Given information -
******

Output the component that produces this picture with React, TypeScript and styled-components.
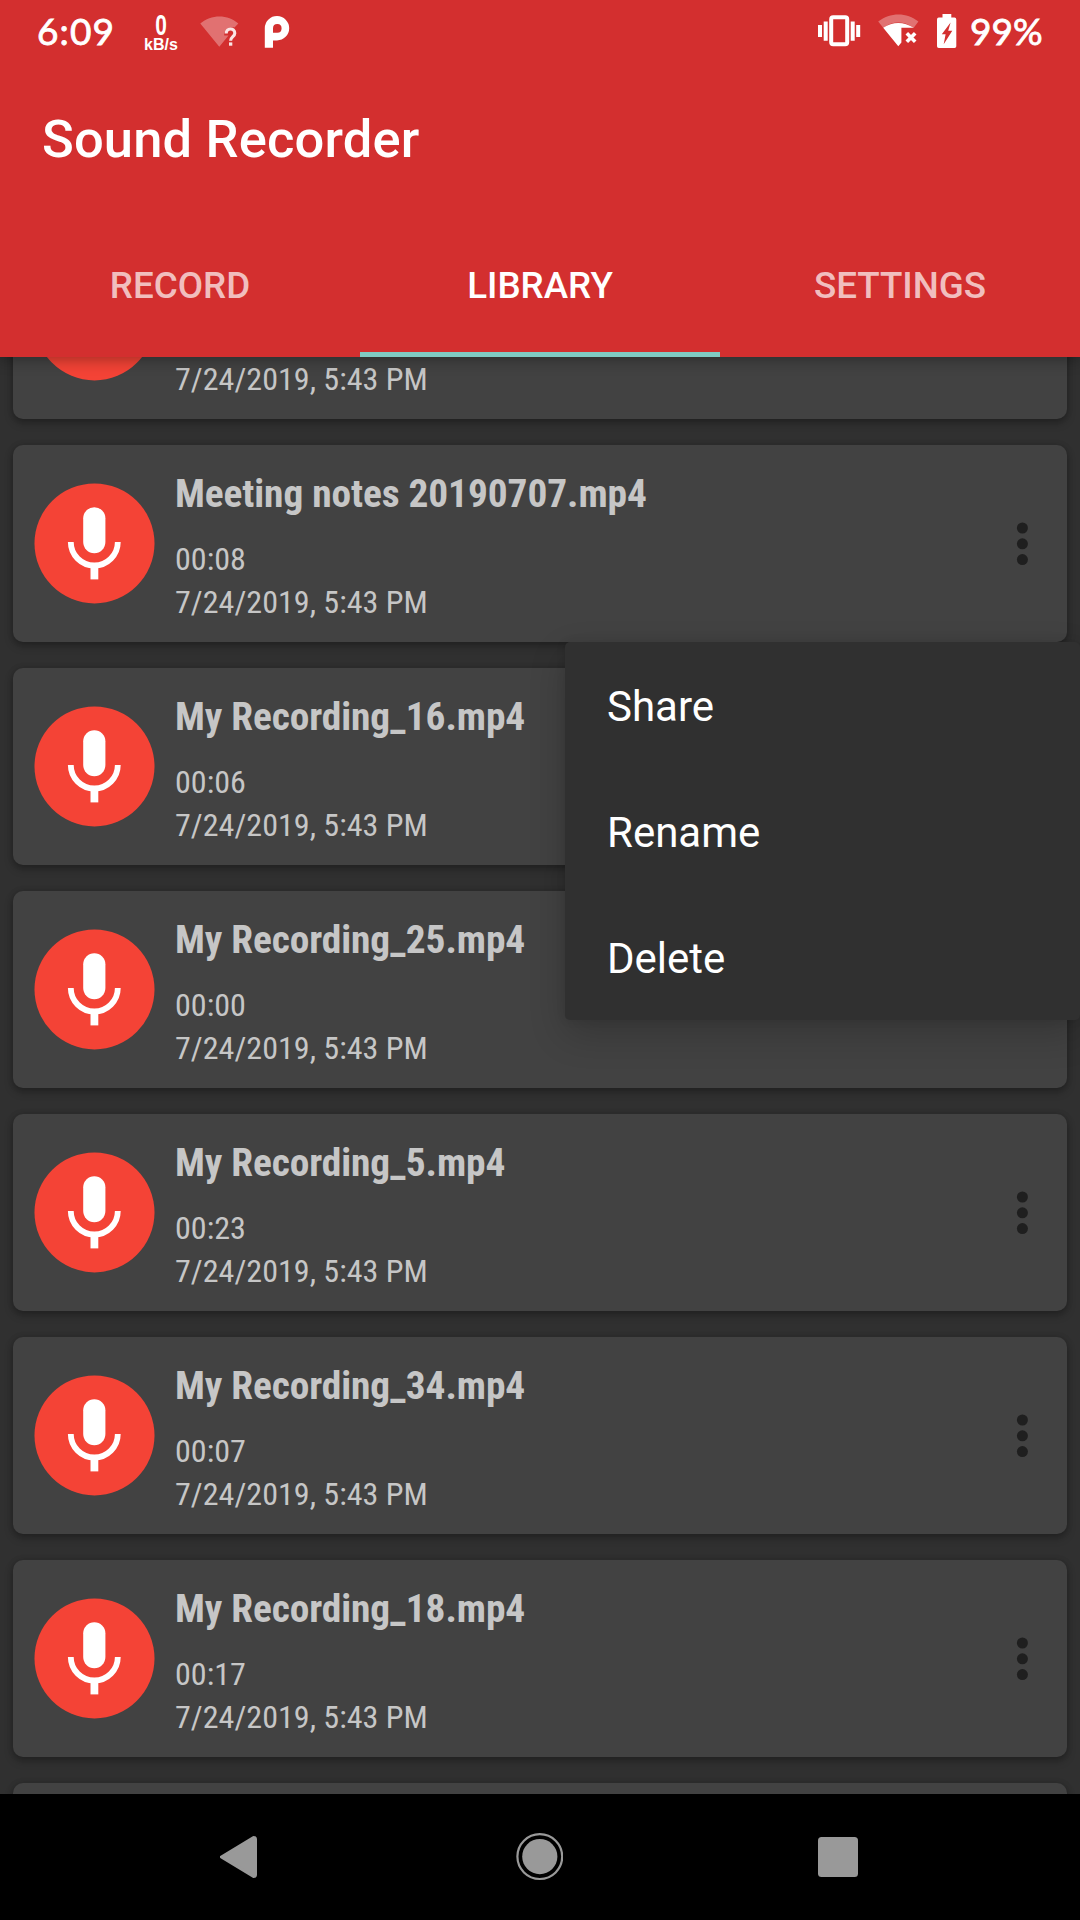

******

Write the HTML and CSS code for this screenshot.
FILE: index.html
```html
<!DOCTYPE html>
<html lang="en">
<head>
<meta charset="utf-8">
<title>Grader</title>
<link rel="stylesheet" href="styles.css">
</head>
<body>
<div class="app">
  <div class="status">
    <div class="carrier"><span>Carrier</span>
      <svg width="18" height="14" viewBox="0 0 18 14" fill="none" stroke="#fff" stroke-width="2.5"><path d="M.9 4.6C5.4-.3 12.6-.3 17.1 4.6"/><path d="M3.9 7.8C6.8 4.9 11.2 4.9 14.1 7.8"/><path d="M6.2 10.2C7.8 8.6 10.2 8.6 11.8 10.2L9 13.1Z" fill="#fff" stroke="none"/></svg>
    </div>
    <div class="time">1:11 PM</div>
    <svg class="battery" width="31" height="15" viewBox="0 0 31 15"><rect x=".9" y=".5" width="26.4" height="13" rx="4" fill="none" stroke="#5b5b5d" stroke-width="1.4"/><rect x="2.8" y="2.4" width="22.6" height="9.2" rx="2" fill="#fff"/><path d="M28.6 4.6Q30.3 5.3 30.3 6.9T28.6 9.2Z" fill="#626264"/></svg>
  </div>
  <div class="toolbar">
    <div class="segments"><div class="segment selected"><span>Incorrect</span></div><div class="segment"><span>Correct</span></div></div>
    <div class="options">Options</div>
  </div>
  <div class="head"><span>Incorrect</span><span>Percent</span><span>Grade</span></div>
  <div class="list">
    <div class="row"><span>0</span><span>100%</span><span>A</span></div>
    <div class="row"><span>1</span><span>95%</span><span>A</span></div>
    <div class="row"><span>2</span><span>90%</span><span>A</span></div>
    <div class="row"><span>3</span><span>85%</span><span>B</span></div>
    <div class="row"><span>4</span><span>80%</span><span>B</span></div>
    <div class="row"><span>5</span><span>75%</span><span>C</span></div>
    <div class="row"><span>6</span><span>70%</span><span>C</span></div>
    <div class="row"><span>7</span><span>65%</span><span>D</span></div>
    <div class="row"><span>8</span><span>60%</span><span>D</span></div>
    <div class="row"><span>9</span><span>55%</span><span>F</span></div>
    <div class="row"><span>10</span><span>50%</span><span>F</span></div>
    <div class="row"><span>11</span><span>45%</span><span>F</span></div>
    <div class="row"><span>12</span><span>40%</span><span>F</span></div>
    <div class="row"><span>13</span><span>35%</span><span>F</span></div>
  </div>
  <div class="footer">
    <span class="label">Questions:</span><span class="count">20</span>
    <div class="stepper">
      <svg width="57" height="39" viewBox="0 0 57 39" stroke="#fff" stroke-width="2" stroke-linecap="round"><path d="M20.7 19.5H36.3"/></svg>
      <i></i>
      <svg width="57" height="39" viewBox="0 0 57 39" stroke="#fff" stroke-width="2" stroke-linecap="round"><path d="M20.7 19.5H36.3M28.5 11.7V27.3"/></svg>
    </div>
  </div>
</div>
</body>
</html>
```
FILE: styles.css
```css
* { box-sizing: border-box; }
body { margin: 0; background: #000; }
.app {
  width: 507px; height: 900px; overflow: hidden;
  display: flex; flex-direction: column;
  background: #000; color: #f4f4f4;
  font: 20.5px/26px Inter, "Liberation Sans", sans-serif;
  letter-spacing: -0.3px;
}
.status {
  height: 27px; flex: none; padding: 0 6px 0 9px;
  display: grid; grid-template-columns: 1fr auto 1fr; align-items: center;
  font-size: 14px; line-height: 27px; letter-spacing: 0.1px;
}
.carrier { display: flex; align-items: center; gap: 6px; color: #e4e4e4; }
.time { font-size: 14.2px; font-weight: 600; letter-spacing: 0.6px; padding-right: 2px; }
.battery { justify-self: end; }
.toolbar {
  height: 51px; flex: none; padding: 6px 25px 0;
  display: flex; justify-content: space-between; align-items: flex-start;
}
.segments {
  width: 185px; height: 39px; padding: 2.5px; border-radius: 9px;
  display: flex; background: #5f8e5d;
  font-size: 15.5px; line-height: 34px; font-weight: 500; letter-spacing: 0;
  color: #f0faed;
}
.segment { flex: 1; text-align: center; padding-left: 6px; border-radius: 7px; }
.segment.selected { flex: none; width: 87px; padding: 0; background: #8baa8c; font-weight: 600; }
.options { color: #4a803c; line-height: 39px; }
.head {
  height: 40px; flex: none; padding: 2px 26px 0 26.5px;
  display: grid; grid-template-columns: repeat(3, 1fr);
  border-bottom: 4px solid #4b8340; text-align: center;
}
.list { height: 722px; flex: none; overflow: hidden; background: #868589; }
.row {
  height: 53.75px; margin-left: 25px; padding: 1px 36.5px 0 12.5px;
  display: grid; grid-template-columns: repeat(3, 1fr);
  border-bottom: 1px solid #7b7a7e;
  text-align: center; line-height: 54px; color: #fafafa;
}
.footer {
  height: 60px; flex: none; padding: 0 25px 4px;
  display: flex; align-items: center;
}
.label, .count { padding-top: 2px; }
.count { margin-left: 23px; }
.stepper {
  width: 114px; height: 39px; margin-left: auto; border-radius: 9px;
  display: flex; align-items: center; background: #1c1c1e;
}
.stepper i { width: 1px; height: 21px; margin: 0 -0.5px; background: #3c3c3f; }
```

******

Exercise prompt - Extract each line holding the string "this".

Answer below -
Output the component that produces this picture with React, TypeScript and styled-components.
Write the HTML and CSS code for this screenshot.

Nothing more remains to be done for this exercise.